The figures most associated with the curve are Theodorus of Cyrene (5th c. BCE), whose irrationality argument the spiral visualizes; Plato (c. 428-348 BCE), whose Theaetetus 147d-148b is the only ancient source; Theaetetus (c. 415-369 BCE), the dialogue's young mathematician character who reports Theodorus's work; Philip J. Davis (1923-2018), whose 1993 monograph Spirals from Theodorus to Chaos established the modern treatment and gave the analytic continuation; and Detlef Gronau (b. 1942), whose 2004 American Mathematical Monthly paper provided the contemporary mathematical analysis.
Further Reading
- Philip J. Davis, Spirals from Theodorus to Chaos (A K Peters, 1993). The standard modern monograph; introduces the analytic continuation of the spiral and discusses the historical and philosophical context.
- Detlef Gronau, 'The Spiral of Theodorus,' The American Mathematical Monthly 111, no. 3 (2004), 230-237. Standard contemporary reference for the curve's mathematics and its analytic interpolation.
- Plato, Theaetetus. The dialogue at 147d-148b is the only ancient source for Theodorus's irrationality work. Recommended translations: F. M. Cornford, Plato's Theory of Knowledge (Routledge & Kegan Paul, 1957); M. J. Levett, revised by Myles Burnyeat, The Theaetetus of Plato (Hackett, 1990).
- Wilbur Knorr, The Evolution of the Euclidean Elements: A Study of the Theory of Incommensurable Magnitudes and Its Significance for Early Greek Geometry (D. Reidel, 1975). The standard scholarly treatment of the Greek incommensurability discoveries, including Theodorus's contribution.
- J. Dennis Lawrence, A Catalog of Special Plane Curves (Dover, 1972). Standard plane-curves reference; entry on the Theodorus spiral with construction and properties.
- Walter Gautschi, 'The spiral of Theodorus, numerical analysis, and special functions,' Journal of Computational and Applied Mathematics 235, no. 4 (2010), 1042-1052. Modern computational treatment of the spiral and its analytic continuation.
- David Fowler, The Mathematics of Plato's Academy: A New Reconstruction (Oxford University Press, 2nd ed. 1999). Reconstruction of pre-Euclidean Greek mathematics, including the irrationality arguments of Theodorus and Theaetetus.
- Sir Thomas Heath, A History of Greek Mathematics, 2 volumes (Oxford University Press, 1921; reprinted Dover, 1981).

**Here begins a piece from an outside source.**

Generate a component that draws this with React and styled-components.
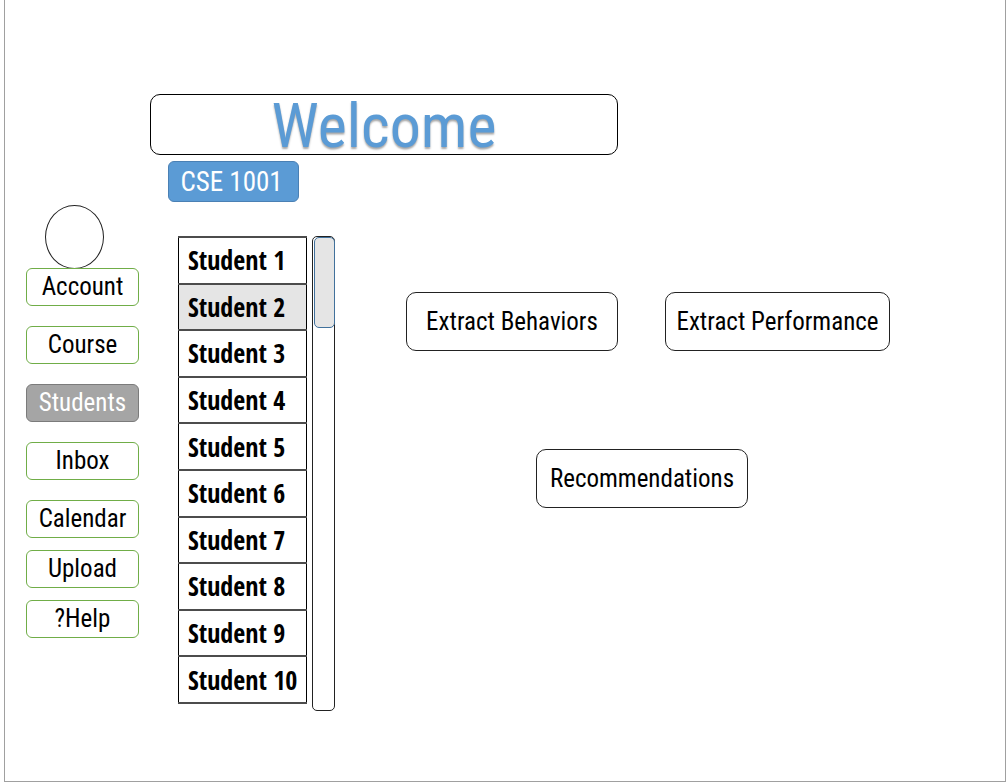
import React, { useState } from 'react';
import styled, { createGlobalStyle, css } from 'styled-components';

const GlobalStyle = createGlobalStyle`
  *, *::before, *::after { box-sizing: border-box; }
  body {
    margin: 0;
    background: #fff;
    color: #000;
    font-family: 'Roboto Condensed', Carlito, Lato, sans-serif;
    font-size: 25px;
    line-height: 28px;
  }
  button { font: inherit; color: inherit; cursor: pointer; }
`;

const Frame = styled.div`
  display: flex;
  gap: 11px;
  min-height: calc(100vh - 2px);
  margin: 0 2px 2px 4px;
  padding: 94px 24px 70px 21px;
  border: solid #a0a0a0;
  border-width: 0 1px 1px;
`;

const Sidebar = styled.aside`
  flex: none;
  width: 113px;
  padding-top: 111px;
`;

const Avatar = styled.div`
  width: 59px;
  height: 64px;
  margin: 0 0 -1px 19px;
  border: 1px solid #222;
  border-radius: 50%;
`;

const NavGroup = styled.nav`
  display: flex;
  flex-direction: column;
  gap: ${(p) => (p.$tight ? 12 : 20)}px;
  margin-top: ${(p) => (p.$tight ? 12 : 0)}px;
`;

const NavButton = styled.button`
  height: 38px;
  padding: 0;
  border: 1px solid #70ad47;
  border-radius: 6px;
  background: #fff;
  ${(p) =>
    p.$active &&
    css`
      && { color: #fff; }
      border-color: #7b7b7b;
      background: #a5a5a5;
    `}
`;

const Main = styled.main`
  flex: 1;
  min-width: 0;
`;

const Banner = styled.header`
  max-width: 468px;
  height: 61px;
  border: 1px solid #000;
  border-radius: 10px;
  text-align: center;
`;

const Title = styled.h1`
  margin: 0;
  color: #5b9bd5;
  font-size: 62px;
  font-weight: 400;
  line-height: 62px;
  text-shadow: 0 2px 2px rgba(0, 0, 0, 0.35);
`;

const CourseButton = styled.button`
  display: block;
  width: 131px;
  height: 41px;
  margin: 6px 0 34px 18px;
  padding: 0 4px 0 0;
  border: 1px solid #4a80b4;
  border-radius: 6px;
  background: #5b9bd5;
  font-size: 27px;

  && { color: #fff; }
`;

const Workspace = styled.div`
  display: flex;
  align-items: flex-start;
  padding-left: 28px;
`;

const StudentTable = styled.table`
  flex: none;
  width: 129px;
  height: 468px;
  border-collapse: collapse;
`;

const StudentCell = styled.td`
  padding: 0 0 0 9px;
  border: 1px solid #000;
  border-width: 2px 1px;
  border-color: #4c4c4c #000;
  background: ${(p) => (p.$selected ? '#e5e5e5' : '#fff')};
  font-family: 'Open Sans Condensed', 'Roboto Condensed', Carlito, sans-serif;
  font-size: 26px;
  font-weight: 700;
  line-height: 28px;
  white-space: nowrap;
  cursor: pointer;
`;

const ScrollTrack = styled.div`
  flex: none;
  width: 23px;
  height: 475px;
  margin-left: 5px;
  border: 1px solid #222;
  border-radius: 5px;
`;

const ScrollThumb = styled.div`
  height: 91px;
  margin: 0 -1px 0 1px;
  border: 1px solid #41719c;
  border-radius: 5px;
  background: #e5e5e5;
`;

const Actions = styled.div`
  flex: 1;
  display: flex;
  flex-direction: column;
  gap: 98px;
  padding: 56px 0 0 71px;
`;

const ActionRow = styled.div`
  display: flex;
  gap: 47px;
  padding-left: ${(p) => (p.$indent ? 130 : 0)}px;
`;

const ActionButton = styled.button`
  flex: none;
  width: ${(p) => (p.$wide ? 225 : 212)}px;
  height: 59px;
  padding: 0;
  border: 1px solid #222;
  border-radius: 10px;
  background: #fff;
  white-space: nowrap;
`;

const mainNav = ['Account', 'Course', 'Students', 'Inbox', 'Calendar'];
const extraNav = ['Upload', '?Help'];
const students = Array.from({ length: 10 }, (_, i) => `Student ${i + 1}`);

export default function App() {
  const [page, setPage] = useState('Students');
  const [student, setStudent] = useState('Student 2');

  const renderNav = (label) => (
    <NavButton
      key={label}
      type="button"
      $active={page === label}
      onClick={() => setPage(label)}
    >
      {label}
    </NavButton>
  );

  return (
    <>
      <GlobalStyle />
      <Frame>
        <Sidebar>
          <Avatar />
          <NavGroup>{mainNav.map(renderNav)}</NavGroup>
          <NavGroup $tight>{extraNav.map(renderNav)}</NavGroup>
        </Sidebar>
        <Main>
          <Banner>
            <Title>Welcome</Title>
          </Banner>
          <CourseButton type="button">CSE 1001</CourseButton>
          <Workspace>
            <StudentTable>
              <tbody>
                {students.map((name) => (
                  <tr key={name} onClick={() => setStudent(name)}>
                    <StudentCell $selected={student === name}>{name}</StudentCell>
                  </tr>
                ))}
              </tbody>
            </StudentTable>
            <ScrollTrack>
              <ScrollThumb />
            </ScrollTrack>
            <Actions>
              <ActionRow>
                <ActionButton type="button">Extract Behaviors</ActionButton>
                <ActionButton type="button" $wide>Extract Performance</ActionButton>
              </ActionRow>
              <ActionRow $indent>
                <ActionButton type="button">Recommendations</ActionButton>
              </ActionRow>
            </Actions>
          </Workspace>
        </Main>
      </Frame>
    </>
  );
}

Classical reference work; Volume I covers Theodorus, Theaetetus, and the irrationality discoveries.
Frequently Asked Questions
Did Theodorus of Cyrene himself draw this spiral?

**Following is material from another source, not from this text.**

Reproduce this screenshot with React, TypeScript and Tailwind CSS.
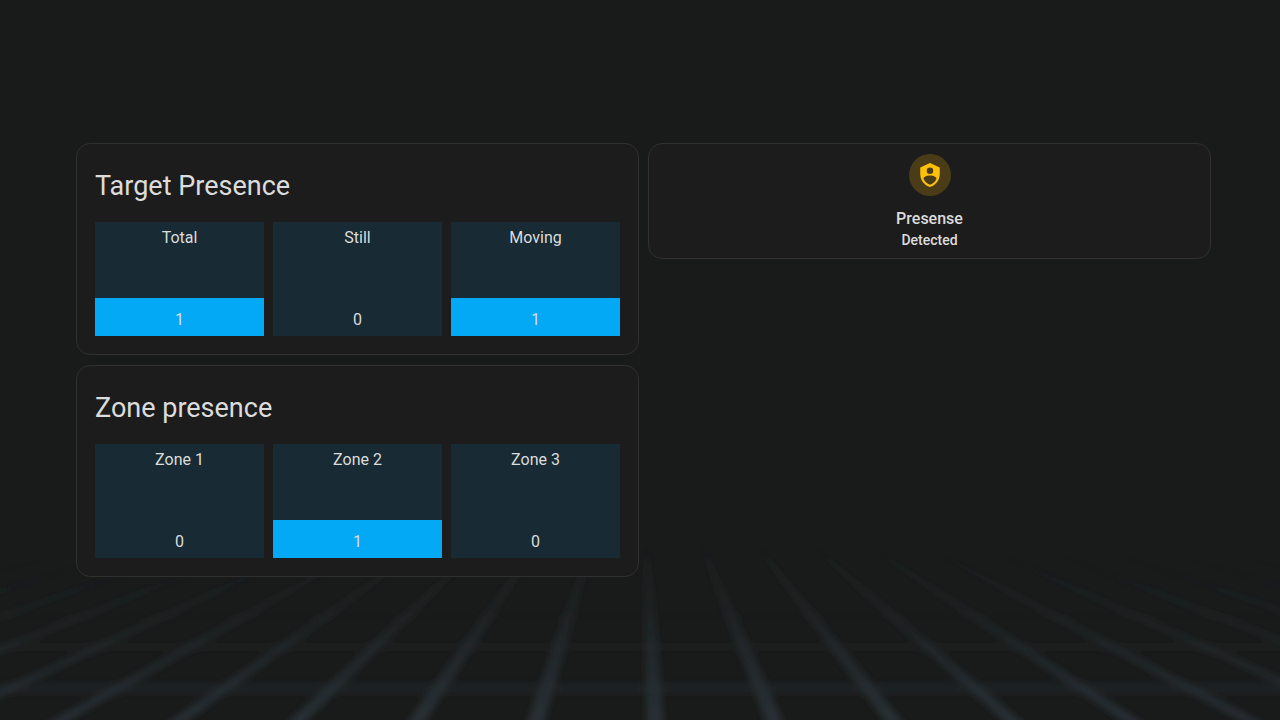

No. The only ancient source on Theodorus's mathematical work is Plato's Theaetetus 147d-148b, where the young Theaetetus reports that Theodorus had drawn out proofs that √3, √5, √6, ..., √17 are irrational. Plato does not describe a spiral. The geometric construction now called Theodorus's spiral is a modern reconstruction of his irrationality argument — an attempt to picture, in continuous geometric form, the chain of incommensurabilities that Plato's text records. The figure is real, but its attribution to Theodorus is symbolic of the result rather than a recovery of an ancient diagram.
Why does the construction stop at √17?
Two reasons. First, the cumulative angle around the pole after the sixteenth triangle is approximately 351°, just under a full circle of 360°, and the seventeenth triangle's hypotenuse √18 begins to overlap the first triangle in the plane. The chain cannot be drawn beyond this point without the triangles crossing each other. Second, Plato's Theaetetus reports that Theodorus had proven irrationality up to √17 specifically, 'and somehow stopped there.' The geometric overlap and the textual stopping point coincide, which is why the conventional construction ends at the sixteenth triangle whose hypotenuse is √17.

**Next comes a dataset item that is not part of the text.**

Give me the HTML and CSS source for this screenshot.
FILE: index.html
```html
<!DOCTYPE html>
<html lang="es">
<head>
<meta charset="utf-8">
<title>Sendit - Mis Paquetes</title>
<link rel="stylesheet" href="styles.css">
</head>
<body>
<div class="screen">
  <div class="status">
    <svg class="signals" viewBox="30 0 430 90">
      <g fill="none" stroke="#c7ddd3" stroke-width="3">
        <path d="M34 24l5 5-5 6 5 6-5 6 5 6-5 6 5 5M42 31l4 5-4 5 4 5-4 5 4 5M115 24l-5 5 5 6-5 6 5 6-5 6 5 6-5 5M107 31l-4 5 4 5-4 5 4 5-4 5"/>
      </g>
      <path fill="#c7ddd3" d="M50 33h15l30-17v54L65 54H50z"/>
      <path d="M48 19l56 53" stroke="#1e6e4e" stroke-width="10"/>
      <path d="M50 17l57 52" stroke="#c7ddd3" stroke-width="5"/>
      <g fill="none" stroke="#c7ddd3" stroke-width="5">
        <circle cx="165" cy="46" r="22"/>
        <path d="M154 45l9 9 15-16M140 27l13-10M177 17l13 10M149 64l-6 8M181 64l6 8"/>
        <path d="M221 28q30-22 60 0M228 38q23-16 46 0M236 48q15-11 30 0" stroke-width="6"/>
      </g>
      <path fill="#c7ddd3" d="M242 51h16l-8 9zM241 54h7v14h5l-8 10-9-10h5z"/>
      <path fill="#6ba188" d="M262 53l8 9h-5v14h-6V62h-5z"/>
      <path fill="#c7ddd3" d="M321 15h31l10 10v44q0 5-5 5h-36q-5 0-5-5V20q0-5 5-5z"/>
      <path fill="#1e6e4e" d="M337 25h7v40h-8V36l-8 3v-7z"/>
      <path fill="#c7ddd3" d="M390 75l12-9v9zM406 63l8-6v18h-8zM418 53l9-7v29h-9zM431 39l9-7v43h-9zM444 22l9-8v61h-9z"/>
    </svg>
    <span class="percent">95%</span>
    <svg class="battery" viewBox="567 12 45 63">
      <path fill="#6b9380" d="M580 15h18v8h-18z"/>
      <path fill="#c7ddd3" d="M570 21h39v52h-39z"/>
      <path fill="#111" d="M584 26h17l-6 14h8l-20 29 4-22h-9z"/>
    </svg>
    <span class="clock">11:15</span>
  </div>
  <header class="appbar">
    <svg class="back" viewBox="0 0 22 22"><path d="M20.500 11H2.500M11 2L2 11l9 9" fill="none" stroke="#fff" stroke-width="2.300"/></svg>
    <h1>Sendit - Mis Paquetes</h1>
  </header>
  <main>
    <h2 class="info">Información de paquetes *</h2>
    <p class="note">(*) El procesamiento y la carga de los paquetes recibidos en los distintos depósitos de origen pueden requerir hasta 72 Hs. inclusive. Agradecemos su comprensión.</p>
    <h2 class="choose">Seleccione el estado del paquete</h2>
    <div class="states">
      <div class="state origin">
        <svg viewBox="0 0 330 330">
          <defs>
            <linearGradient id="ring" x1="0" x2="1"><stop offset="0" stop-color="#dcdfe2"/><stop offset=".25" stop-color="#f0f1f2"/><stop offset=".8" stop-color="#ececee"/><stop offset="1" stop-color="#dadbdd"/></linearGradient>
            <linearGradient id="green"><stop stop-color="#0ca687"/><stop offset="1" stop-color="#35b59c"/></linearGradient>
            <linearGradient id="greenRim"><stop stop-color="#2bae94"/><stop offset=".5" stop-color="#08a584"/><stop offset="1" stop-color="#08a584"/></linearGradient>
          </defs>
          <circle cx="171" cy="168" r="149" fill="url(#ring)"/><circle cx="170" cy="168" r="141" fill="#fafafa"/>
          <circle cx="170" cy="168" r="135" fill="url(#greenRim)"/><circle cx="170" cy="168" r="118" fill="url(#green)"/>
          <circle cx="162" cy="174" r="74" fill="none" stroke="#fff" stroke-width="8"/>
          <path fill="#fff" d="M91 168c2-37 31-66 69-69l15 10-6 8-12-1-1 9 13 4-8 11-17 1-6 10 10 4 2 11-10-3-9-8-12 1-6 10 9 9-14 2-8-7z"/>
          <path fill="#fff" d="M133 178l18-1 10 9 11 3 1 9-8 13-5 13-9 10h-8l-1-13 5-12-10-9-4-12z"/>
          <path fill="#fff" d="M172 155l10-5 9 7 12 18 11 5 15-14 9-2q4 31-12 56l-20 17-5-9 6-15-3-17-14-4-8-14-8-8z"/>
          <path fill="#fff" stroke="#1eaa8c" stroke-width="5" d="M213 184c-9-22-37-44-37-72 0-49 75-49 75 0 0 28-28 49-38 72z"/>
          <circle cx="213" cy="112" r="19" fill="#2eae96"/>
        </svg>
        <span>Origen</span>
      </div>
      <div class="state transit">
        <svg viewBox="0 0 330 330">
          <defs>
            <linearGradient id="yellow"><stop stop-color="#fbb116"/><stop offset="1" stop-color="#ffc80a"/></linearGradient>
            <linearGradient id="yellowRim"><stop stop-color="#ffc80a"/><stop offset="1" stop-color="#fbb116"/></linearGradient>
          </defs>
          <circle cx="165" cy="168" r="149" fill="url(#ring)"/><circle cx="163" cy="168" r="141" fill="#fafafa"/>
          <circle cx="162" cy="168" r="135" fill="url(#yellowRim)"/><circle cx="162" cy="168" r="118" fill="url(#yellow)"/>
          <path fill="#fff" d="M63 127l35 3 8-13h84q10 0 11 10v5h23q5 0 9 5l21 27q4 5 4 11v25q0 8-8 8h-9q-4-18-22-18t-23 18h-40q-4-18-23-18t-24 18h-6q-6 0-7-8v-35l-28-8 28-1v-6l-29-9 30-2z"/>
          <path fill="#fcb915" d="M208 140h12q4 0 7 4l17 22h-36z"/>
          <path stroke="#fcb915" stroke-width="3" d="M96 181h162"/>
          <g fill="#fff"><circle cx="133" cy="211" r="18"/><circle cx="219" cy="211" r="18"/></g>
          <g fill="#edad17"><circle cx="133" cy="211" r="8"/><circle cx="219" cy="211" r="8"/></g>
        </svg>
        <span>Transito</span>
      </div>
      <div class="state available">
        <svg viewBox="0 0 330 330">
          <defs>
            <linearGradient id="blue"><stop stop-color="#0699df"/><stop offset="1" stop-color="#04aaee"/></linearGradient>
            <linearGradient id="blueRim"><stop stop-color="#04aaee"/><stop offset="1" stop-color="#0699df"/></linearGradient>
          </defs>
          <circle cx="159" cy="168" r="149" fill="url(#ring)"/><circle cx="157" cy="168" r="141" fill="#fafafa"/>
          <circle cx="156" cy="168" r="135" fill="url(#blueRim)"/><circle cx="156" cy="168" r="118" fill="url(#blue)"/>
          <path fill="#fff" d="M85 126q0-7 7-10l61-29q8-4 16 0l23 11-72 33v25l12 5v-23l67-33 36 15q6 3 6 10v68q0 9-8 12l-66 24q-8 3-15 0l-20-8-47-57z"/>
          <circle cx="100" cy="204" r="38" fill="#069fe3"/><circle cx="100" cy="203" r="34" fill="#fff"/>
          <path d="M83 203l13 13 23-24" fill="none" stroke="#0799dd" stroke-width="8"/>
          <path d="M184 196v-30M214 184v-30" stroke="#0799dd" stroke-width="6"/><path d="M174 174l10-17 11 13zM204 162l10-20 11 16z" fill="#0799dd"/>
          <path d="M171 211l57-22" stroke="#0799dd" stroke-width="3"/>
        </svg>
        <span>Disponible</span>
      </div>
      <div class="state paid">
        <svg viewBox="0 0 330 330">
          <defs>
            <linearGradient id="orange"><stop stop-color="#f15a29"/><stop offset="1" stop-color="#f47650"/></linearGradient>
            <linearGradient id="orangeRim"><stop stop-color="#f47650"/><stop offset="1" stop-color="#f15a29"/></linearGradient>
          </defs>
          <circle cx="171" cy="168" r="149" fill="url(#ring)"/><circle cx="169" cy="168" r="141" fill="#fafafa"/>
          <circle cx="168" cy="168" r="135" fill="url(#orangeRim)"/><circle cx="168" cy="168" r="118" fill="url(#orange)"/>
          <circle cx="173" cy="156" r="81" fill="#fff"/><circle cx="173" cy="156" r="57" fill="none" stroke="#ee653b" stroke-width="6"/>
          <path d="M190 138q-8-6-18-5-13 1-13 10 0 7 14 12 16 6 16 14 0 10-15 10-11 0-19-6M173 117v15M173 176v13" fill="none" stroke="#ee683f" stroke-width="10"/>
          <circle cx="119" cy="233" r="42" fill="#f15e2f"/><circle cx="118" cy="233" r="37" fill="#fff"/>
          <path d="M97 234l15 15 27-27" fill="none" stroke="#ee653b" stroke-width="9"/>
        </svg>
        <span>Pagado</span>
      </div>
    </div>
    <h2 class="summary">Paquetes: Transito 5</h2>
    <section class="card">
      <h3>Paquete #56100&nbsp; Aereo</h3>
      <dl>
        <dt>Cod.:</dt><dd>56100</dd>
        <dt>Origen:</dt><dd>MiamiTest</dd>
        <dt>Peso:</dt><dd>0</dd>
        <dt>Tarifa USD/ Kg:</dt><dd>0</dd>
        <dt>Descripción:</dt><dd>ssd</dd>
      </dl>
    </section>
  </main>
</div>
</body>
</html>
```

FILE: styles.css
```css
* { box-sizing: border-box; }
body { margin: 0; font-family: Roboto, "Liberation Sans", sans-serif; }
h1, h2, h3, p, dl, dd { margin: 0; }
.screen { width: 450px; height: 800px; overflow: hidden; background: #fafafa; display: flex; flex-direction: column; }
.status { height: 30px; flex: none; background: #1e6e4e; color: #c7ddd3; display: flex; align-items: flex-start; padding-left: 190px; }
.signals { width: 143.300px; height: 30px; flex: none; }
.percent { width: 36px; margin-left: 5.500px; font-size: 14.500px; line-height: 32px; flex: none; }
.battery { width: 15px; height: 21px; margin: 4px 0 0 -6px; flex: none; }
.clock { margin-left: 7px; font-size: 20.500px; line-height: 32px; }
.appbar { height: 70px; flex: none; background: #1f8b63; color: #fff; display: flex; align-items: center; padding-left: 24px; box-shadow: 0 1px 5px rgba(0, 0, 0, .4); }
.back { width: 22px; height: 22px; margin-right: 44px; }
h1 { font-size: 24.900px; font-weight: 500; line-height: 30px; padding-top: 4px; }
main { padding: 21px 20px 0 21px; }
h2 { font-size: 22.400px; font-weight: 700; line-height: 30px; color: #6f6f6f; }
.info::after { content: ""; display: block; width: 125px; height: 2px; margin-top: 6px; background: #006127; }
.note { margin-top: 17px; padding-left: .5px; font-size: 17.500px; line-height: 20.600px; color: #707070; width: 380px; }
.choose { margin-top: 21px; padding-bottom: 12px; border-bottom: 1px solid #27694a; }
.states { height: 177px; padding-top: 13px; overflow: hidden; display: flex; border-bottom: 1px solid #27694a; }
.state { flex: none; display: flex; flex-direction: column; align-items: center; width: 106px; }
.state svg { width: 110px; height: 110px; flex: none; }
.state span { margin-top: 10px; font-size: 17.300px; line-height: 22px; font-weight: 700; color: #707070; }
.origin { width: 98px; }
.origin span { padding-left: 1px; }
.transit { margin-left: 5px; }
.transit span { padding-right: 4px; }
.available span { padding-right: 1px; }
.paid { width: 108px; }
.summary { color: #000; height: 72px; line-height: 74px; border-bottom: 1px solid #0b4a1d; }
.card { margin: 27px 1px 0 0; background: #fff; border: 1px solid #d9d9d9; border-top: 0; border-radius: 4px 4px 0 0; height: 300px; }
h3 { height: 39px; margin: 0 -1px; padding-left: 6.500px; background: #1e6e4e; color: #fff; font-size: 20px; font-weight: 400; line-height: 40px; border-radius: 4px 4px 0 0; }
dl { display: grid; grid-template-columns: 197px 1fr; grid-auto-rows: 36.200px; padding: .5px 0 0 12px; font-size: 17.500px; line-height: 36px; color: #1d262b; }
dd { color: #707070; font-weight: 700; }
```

What is Theodorus's constant?
Theodorus's constant is approximately 1.860025079... It is the slope of Davis's 1993 analytic interpolation of the spiral at the initial point. The constant has no elementary closed form and is conjectured to be transcendental. Plouffe and others have computed the value to many decimal places. The constant plays a role analogous to the Euler-Mascheroni constant for the harmonic series — it captures the limiting behavior of the discrete construction in a single number that emerges from the smooth interpolation. Detlef Gronau's 2004 paper in the American Mathematical Monthly gives the standard derivation.
Why are √4, √9, and √16 included in the construction?
They are included because the construction proceeds by the same rule at every step — perpendicular unit, hypotenuse from previous — and the rule does not skip integer hypotenuses. So √4 = 2, √9 = 3, and √16 = 4 appear in the chain alongside the irrationals. Theodorus's irrationality argument naturally skipped them because they are rational and require no proof. Plato's Theaetetus lists only the irrational cases (√3, √5, √6, ..., √17) and omits the rational hypotenuses (√4, √9, √16). The geometric construction includes the rational hypotenuses as crossing points — the spiral passes through them at integer radii — but does not distinguish them visually from the irrational hypotenuses.
Can the Theodorus spiral be continued past √17?
The discrete spiral cannot be continued in the plane without overlap. Davis's 1993 analytic continuation gives a smooth interpolation that extends to all positive real numbers and even to complex values, but this is no longer the discrete chain of triangles — it is a smooth differentiable curve that passes through the original outer vertices at integer values. Some contemporary artistic and pedagogical renderings continue the discrete chain past √17 by drawing the overlapping triangles in a different plane or with transparency, which is a visualization choice rather than a strict continuation of the original construction.
Is the Theodorus spiral the same as the square-root spiral?
Yes. The two names refer to the same curve. 'Square-root spiral' emphasizes the property that the n-th outer vertex sits at distance √(n+1) from the pole, so the spiral visualizes the square-root function on the integers. 'Theodorus's spiral' emphasizes the historical attribution to the irrationality argument that Plato's Theaetetus reports. Modern reference works (Lawrence 1972, Davis 1993, Gronau 2004) use both names interchangeably. In some literature, particularly in physics and engineering contexts where the historical attribution is less relevant, 'square-root spiral' is the more common term.